= Directive =
Skipping all pictures, set down the lines of the listing from the first through the one with "import React from".

Start of Source records

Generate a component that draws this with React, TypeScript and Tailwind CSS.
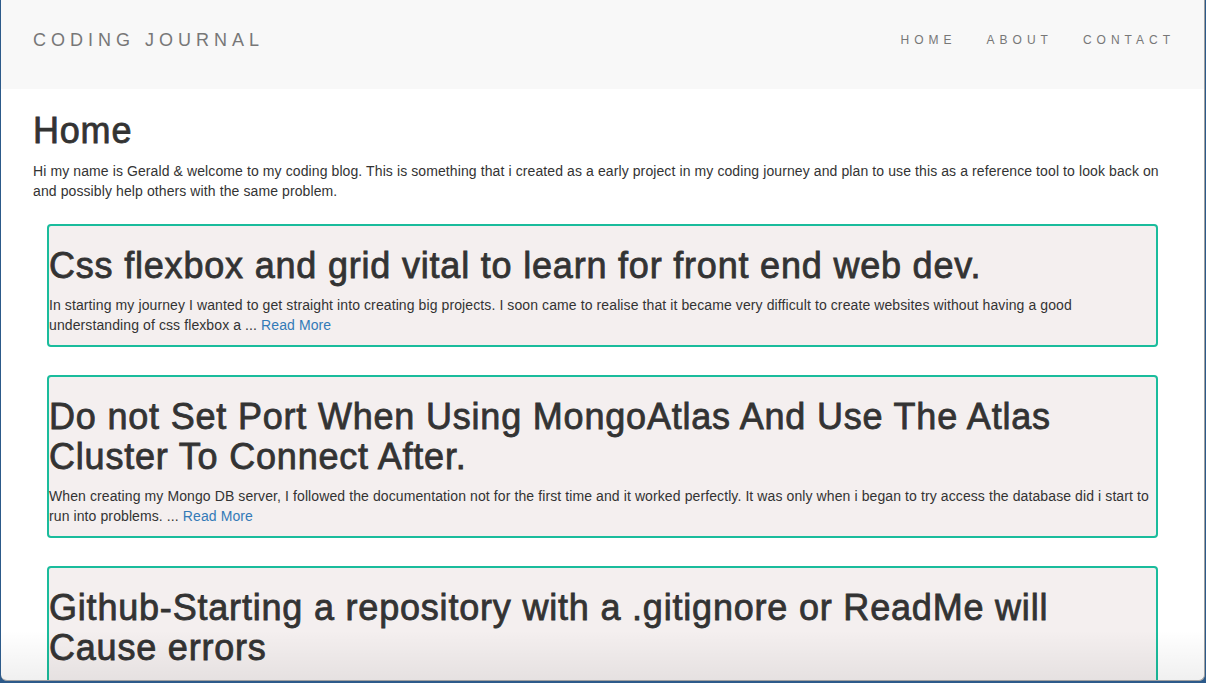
import React from "react";

const posts = [
  {
    title: "Css flexbox and grid vital to learn for front end web dev.",
    body: "In starting my journey I wanted to get straight into creating big projects. I soon came to realise that it became very difficult to create websites without having a good understanding of css flexbox a ...",
  },
  {
    title: "Do not Set Port When Using MongoAtlas And Use The Atlas Cluster To Connect After.",
    body: "When creating my Mongo DB server, I followed the documentation not for the first time and it worked perfectly. It was only when i began to try access the database did i start to run into problems. ...",
  },
  {
    title: "Github-Starting a repository with a .gitignore or ReadMe will Cause errors",
    body: "When creating a new repository on github, do not tick the boxes to add a readme or gitignore file. ...",
  },
];

export default function App() {
  return (
    <div
      className="w-[1206px] h-[683px] overflow-hidden bg-[#2c5a8a]"
      style={{ fontFamily: '"Liberation Sans", Arial, Helvetica, sans-serif' }}
    >
      <div className="relative ml-px w-[1204px] h-[681px] overflow-hidden rounded-b-[6px] border-r border-b border-[#a0a0a0] bg-white text-[#333] text-[14px] leading-[20px] tracking-[0.1px]">
        <nav className="flex h-[89px] items-center justify-between bg-[#f8f8f8] pb-[10px] pl-[32px] pr-[14px]">
          <span className="text-[18px] tracking-[5px] text-[#777]">CODING JOURNAL</span>
          <ul className="flex text-[12px] tracking-[5px] text-[#777]">
            <li className="px-[15px]">HOME</li>
            <li className="px-[15px]">ABOUT</li>
            <li className="px-[15px]">CONTACT</li>
          </ul>
        </nav>
        <main className="px-[32px] pt-[22px]">
          <h1 className="mb-[10px] text-[36px] leading-[39.6px] tracking-[0.8px] [-webkit-text-stroke:0.8px_#333]">
            Home
          </h1>
          <p className="mb-[23px]">
            Hi my name is Gerald &amp; welcome to my coding blog. This is something that i created as a early project in my coding journey and plan to use this as a reference tool to look back on and possibly help others with the same problem.
          </p>
          <div className="flex flex-col gap-[28px] px-[14px]">
            {posts.map((p) => (
              <div
                key={p.title}
                className="rounded-[4px] border-2 border-[#1abc9c] bg-[#f4efef]"
              >
                <h1 className="mt-[20px] mb-[10px] text-[36px] leading-[39.6px] tracking-[0.8px] [-webkit-text-stroke:0.8px_#333]">
                  {p.title}
                </h1>
                <p className="mb-[10px]">
                  {p.body} <a className="text-[#337ab7]">Read More</a>
                </p>
              </div>
            ))}
          </div>
        </main>
        <div className="pointer-events-none absolute inset-x-0 bottom-0 h-[50px] bg-gradient-to-b from-transparent to-[rgba(0,0,0,0.06)]" />
      </div>
    </div>
  );
}
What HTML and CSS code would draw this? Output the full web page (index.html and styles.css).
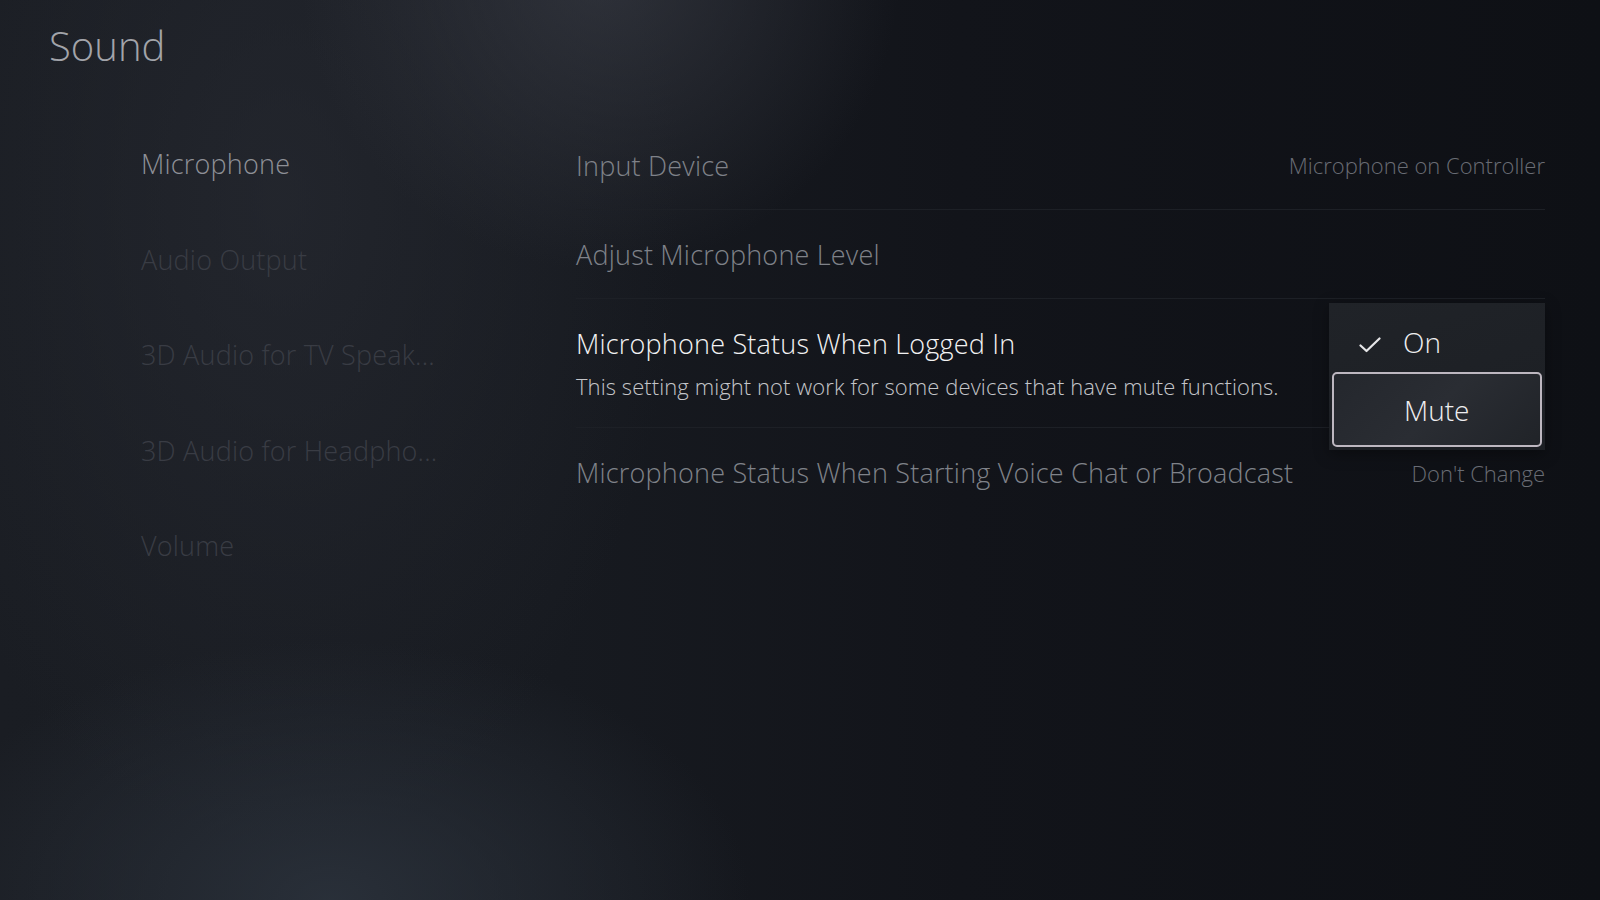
FILE: index.html
```
<!DOCTYPE html>
<html lang="en">
<head>
    <meta charset="UTF-8">
    <meta name="viewport" content="width=device-width, initial-scale=1.0">
    <title>Sound</title>
    <link rel="stylesheet" href="styles.css">
</head>
<body>

    <div class="screen">
        <h1 class="page-title">Sound</h1>

        <div class="layout">
            <ul class="side-menu">
                <li class="menu-item selected">Microphone</li>
                <li class="menu-item">Audio Output</li>
                <li class="menu-item">3D Audio for TV Speak...</li>
                <li class="menu-item">3D Audio for Headpho...</li>
                <li class="menu-item">Volume</li>
            </ul>

            <div class="settings">
                <div class="setting-row">
                    <span class="setting-label">Input Device</span>
                    <span class="setting-value">Microphone on Controller</span>
                </div>
                <div class="setting-row">
                    <span class="setting-label">Adjust Microphone Level</span>
                </div>
                <div class="setting-row focused">
                    <div class="setting-text">
                        <span class="setting-label">Microphone Status When Logged In</span>
                        <span class="setting-help">This setting might not work for some devices that have mute functions.</span>
                    </div>

                    <!-- menu déroulant ouvert -->
                    <div class="dropdown">
                        <div class="dropdown-option">
                            <svg class="check" width="22" height="16" viewBox="0 0 22 16">
                                <path d="M1.5 8.5 L7.5 14 L20.5 1.5" fill="none" stroke="#e6e6e8" stroke-width="2.2" stroke-linecap="round" stroke-linejoin="round"/>
                            </svg>
                            <span>On</span>
                        </div>
                        <div class="dropdown-option current">
                            <span>Mute</span>
                        </div>
                    </div>
                </div>
                <div class="setting-row">
                    <span class="setting-label">Microphone Status When Starting Voice Chat or Broadcast</span>
                    <span class="setting-value">Don't Change</span>
                </div>
            </div>
        </div>
    </div>

</body>
</html>
```

FILE: styles.css
```
* {
    box-sizing: border-box;
}
html, body {
    margin: 0;
    padding: 0;
}
body {
    font-family: "Open Sans", "Noto Sans", sans-serif;
    font-weight: 300;
    color: #8d9097;
    background: #12141a;
}
.screen {
    width: 1600px;
    height: 900px;
    overflow: hidden;
    background:
        radial-gradient(ellipse 300px 300px at 600px -30px, rgba(56, 59, 68, 0.7), rgba(56, 59, 68, 0) 100%),
        radial-gradient(ellipse 420px 260px at 330px 900px, rgba(44, 51, 61, 0.85), rgba(44, 51, 61, 0) 100%),
        radial-gradient(ellipse 400px 650px at 280px 200px, rgba(40, 43, 51, 0.65), rgba(40, 43, 51, 0) 100%),
        linear-gradient(90deg, #1a1d23 0%, #171a20 35%, #12141a 60%, #0e1015 100%);
}
.page-title {
    margin: 0;
    padding: 26px 0 0 49px;
    font-size: 40px;
    line-height: 1;
    font-weight: 300;
    color: #a2a4aa;
}
.layout {
    display: flex;
    padding-top: 50px;
}
.side-menu {
    list-style: none;
    margin: 0;
    padding: 0 0 0 141px;
    width: 576px;
}
.menu-item {
    height: 95.5px;
    display: flex;
    align-items: center;
    font-size: 27px;
    line-height: 1;
    color: #393c44;
    white-space: nowrap;
    letter-spacing: 0.2px;
}
.menu-item.selected {
    color: #8e9097;
}
.settings {
    width: 969px;
    padding-top: 5px;
}
.setting-row {
    position: relative;
    display: flex;
    align-items: center;
    justify-content: space-between;
    height: 89px;
    border-bottom: 1px solid #1d2026;
}
.setting-row:last-child {
    border-bottom: none;
}
.setting-row.focused {
    height: 129px;
}
.setting-label {
    font-size: 27px;
    line-height: 1;
    color: #7f8289;
    white-space: nowrap;
    letter-spacing: 0.2px;
}
.setting-value {
    font-size: 22px;
    line-height: 1;
    color: #696c74;
    white-space: nowrap;
}
.setting-text {
    display: flex;
    flex-direction: column;
    gap: 18px;
}
.focused .setting-label {
    color: #f2f2f3;
}
.setting-help {
    font-size: 22px;
    line-height: 1;
    color: #c4c5c9;
    letter-spacing: 0.08px;
}
.dropdown {
    position: absolute;
    right: 0;
    top: 4px;
    width: 216px;
    padding: 0 3px 3px 3px;
    background: linear-gradient(160deg, #202328 0%, #1c1f24 100%);
    box-shadow: 0 4px 14px rgba(0, 0, 0, 0.35);
}
.dropdown-option {
    display: flex;
    align-items: center;
    height: 69px;
    padding-left: 71px;
    padding-top: 8px;
    font-size: 28px;
    line-height: 1;
    color: #eeeef0;
    position: relative;
}
.dropdown-option .check {
    position: absolute;
    left: 27px;
    top: 34px;
}
.dropdown-option.current {
    height: 75px;
    padding-top: 0;
    padding-left: 70px;
    border: 2px solid #bdb7c0;
    border-radius: 5px;
    background: linear-gradient(135deg, #24272d 0%, #2a2d33 50%, #202328 100%);
}
```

End of Source records

= Full answer =
Generate a component that draws this with React, TypeScript and Tailwind CSS.
import React from "react";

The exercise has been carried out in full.